Aujourd’hui, en revenant sur le site, au milieu des broussailles, l’archéologue en herbe peut découvrir sous un tapis de feuilles et de mousses, quelques briques anciennes qui affleurent le sol.
Autrefois, chaque commune possédait sa tuilerie-briqueterie. L’activité était saisonnière, et le tuilier devait bien souvent exercer un autre métier pour subvenir à ses besoins. Dans le Perche, les textes mentionnent d’ailleurs fréquemment le terme de laboureur-tuilier. Au cours de la période comprise entre 1860 et 1914, les 2/3 des tuileries-briqueteries ont disparu, à Saint-Éman comme partout ailleurs. A Illiers, jadis, les briqueteries étaient nombreuses. On en remarque encore les vestiges avenue Charles Brune et à la Maladrerie. Dans la Région, la seule briqueterie artisanale toujours en exercice se trouve à L’Hôme-Chamondot dans l’Orne, elle date de 1760 avec, aux fourneaux, Laurent Fontaine, représentant la quatrième génération d’une famille qui tient cette fabrique depuis 1890.
Jusqu’à la fin du XIXe siècle, les tuiles étaient moulées à la main puis cuites au feu de bois. Suite à la cuisson, elles prenaient des teintes rouges ou brunes. Les briques quant à elles, dans notre région, sont diversement utilisées, en bordures de fenêtres ou de portes, en chaînage d’angle ou encore pour les corniches aux joints clairs faits de mortier à la chaux blanche ou légèrement teintée. On peut encore apercevoir quelques beaux spécimens dans notre habitat ancien.
L’église de Saint-Éman s’entrouvre comme un catalogue dans lequel se déclinent les briques ouvragées au fil de ces trois derniers siècles. Les teintes et les modèles échappent à la standardisation de l’industrie d’aujourd’hui. Quelques tomettes et pavés datant du XVIIIe siècle ont été retrouvés sous le maître autel. A certains endroits de l’édifice, les différences de formes et de teintes des briques font naître de jolies mosaïques. Au niveau de l’ancienne porte de la sacristie murée, le remplissage en briques offre un contraste saisissant avec la blancheur du tuffeau percheron.

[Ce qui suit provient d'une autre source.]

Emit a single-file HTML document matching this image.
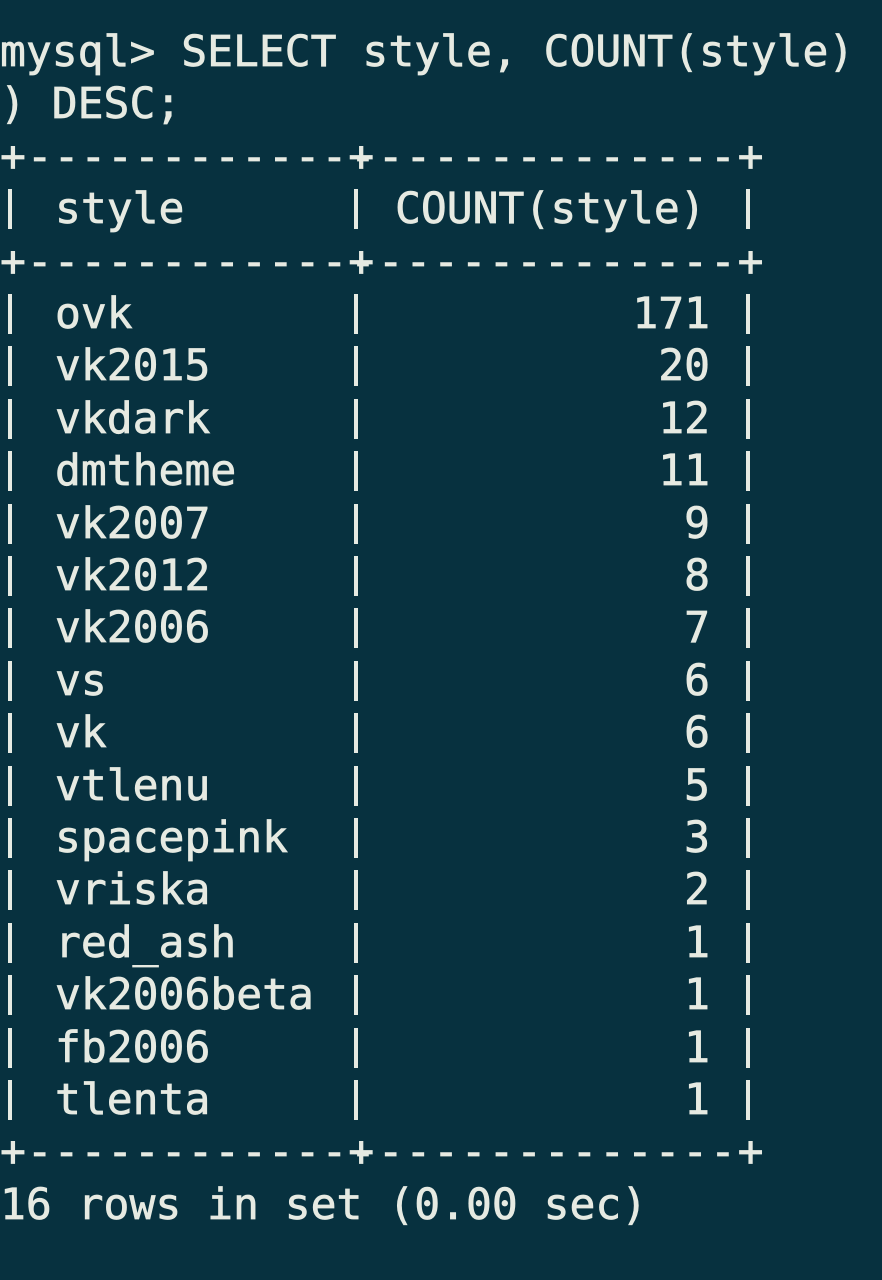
<!DOCTYPE html>
<html><head><meta charset="utf-8"><style>
html,body{margin:0;padding:0;background:#07313f;}
body{width:882px;height:1280px;position:relative;overflow:hidden;font-family:"DejaVu Sans Mono","Liberation Mono",monospace;font-size:43px;color:#e6eae2;-webkit-text-stroke:0.7px #e6eae2;}
.l{position:absolute;left:0;height:52.4px;line-height:52.4px;white-space:pre;width:882px;}
.l span{position:absolute;top:0;}
.l span.n{left:55px}
.l span.c{right:172px}
.b{position:absolute;width:4px;background:#e6eae2;height:40px;top:6px;}
.b1{left:8px}.b2{left:354px}.b3{left:746px}
.d1{left:0;letter-spacing:0.9px}.d2{left:350px;letter-spacing:1.8px}
</style></head><body>
<div class="l" style="top:26px"><span style="left:0">mysql&gt; SELECT style, COUNT(style)</span></div>
<div class="l" style="top:78.4px"><span style="left:0">) DESC;</span></div>
<div class="l" style="top:130.8px"><span class="d1">+------------+</span><span class="d2">--------------+</span></div>
<div class="l" style="top:183.2px"><i class="b b1"></i><i class="b b2"></i><i class="b b3"></i><span class="n">style</span><span style="left:395px">COUNT(style)</span></div>
<div class="l" style="top:235.6px"><span class="d1">+------------+</span><span class="d2">--------------+</span></div>
<div class="l" style="top:288px"><i class="b b1"></i><i class="b b2"></i><i class="b b3"></i><span class="n">ovk</span><span class="c">171</span></div>
<div class="l" style="top:340.4px"><i class="b b1"></i><i class="b b2"></i><i class="b b3"></i><span class="n">vk2015</span><span class="c">20</span></div>
<div class="l" style="top:392.8px"><i class="b b1"></i><i class="b b2"></i><i class="b b3"></i><span class="n">vkdark</span><span class="c">12</span></div>
<div class="l" style="top:445.2px"><i class="b b1"></i><i class="b b2"></i><i class="b b3"></i><span class="n">dmtheme</span><span class="c">11</span></div>
<div class="l" style="top:497.6px"><i class="b b1"></i><i class="b b2"></i><i class="b b3"></i><span class="n">vk2007</span><span class="c">9</span></div>
<div class="l" style="top:550px"><i class="b b1"></i><i class="b b2"></i><i class="b b3"></i><span class="n">vk2012</span><span class="c">8</span></div>
<div class="l" style="top:602.4px"><i class="b b1"></i><i class="b b2"></i><i class="b b3"></i><span class="n">vk2006</span><span class="c">7</span></div>
<div class="l" style="top:654.8px"><i class="b b1"></i><i class="b b2"></i><i class="b b3"></i><span class="n">vs</span><span class="c">6</span></div>
<div class="l" style="top:707.2px"><i class="b b1"></i><i class="b b2"></i><i class="b b3"></i><span class="n">vk</span><span class="c">6</span></div>
<div class="l" style="top:759.6px"><i class="b b1"></i><i class="b b2"></i><i class="b b3"></i><span class="n">vtlenu</span><span class="c">5</span></div>
<div class="l" style="top:812px"><i class="b b1"></i><i class="b b2"></i><i class="b b3"></i><span class="n">spacepink</span><span class="c">3</span></div>
<div class="l" style="top:864.4px"><i class="b b1"></i><i class="b b2"></i><i class="b b3"></i><span class="n">vriska</span><span class="c">2</span></div>
<div class="l" style="top:916.8px"><i class="b b1"></i><i class="b b2"></i><i class="b b3"></i><span class="n">red_ash</span><span class="c">1</span></div>
<div class="l" style="top:969.2px"><i class="b b1"></i><i class="b b2"></i><i class="b b3"></i><span class="n">vk2006beta</span><span class="c">1</span></div>
<div class="l" style="top:1021.6px"><i class="b b1"></i><i class="b b2"></i><i class="b b3"></i><span class="n">fb2006</span><span class="c">1</span></div>
<div class="l" style="top:1074px"><i class="b b1"></i><i class="b b2"></i><i class="b b3"></i><span class="n">tlenta</span><span class="c">1</span></div>
<div class="l" style="top:1126.4px"><span class="d1">+------------+</span><span class="d2">--------------+</span></div>
<div class="l" style="top:1178.8px"><span style="left:0">16 rows in set (0.00 sec)</span></div>
</body></html>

L’activité tuilière au même titre que la production agricole est une affaire familiale. La transmission des savoir-faire se fait de père en fils, avec l’emploi parfois d’un frère ou d’un gendre. On le constate d’ailleurs à la tuilerie de Saint-Éman avec les familles TARDIVEAU, BOUTIER et ALLAIN.
La Révolution met un terme provisoire à l’activité artisanale dans le village de Saint-Éman qui a, avant tout, une vocation agricole.
C’est seulement vers 1809 que l’activité de la tuilerie reprend à Saint-Éman. Pour se resituer dans le temps, il faut se rappeler qu’à cette période, autour de nous, et loin de notre village, la France, sous Napoléon, était à nouveau en guerre contre l’Autriche. La grande histoire, et la petite se côtoient. L’activité villageoise restait sourde aux bruits des batailles et des canons.
Les tuiliers-briquetiers de Saint-Éman
sur les registres de recensement
Avant de partager les informations collectées dans les registres du recensement auprès des Archives départementales d’Eure-et-Loir, il convient d’évoquer une circulaire et un arrêté du préfet Ernest-Henri de Grouchy en date du 18 mai 1853 portant « Interdiction de couvrir les maisons en chaume ». Ces nouvelles dispositions allaient fortement influencer et redynamiser l’activité des tuiliers de la région et de Saint-Éman en particulier.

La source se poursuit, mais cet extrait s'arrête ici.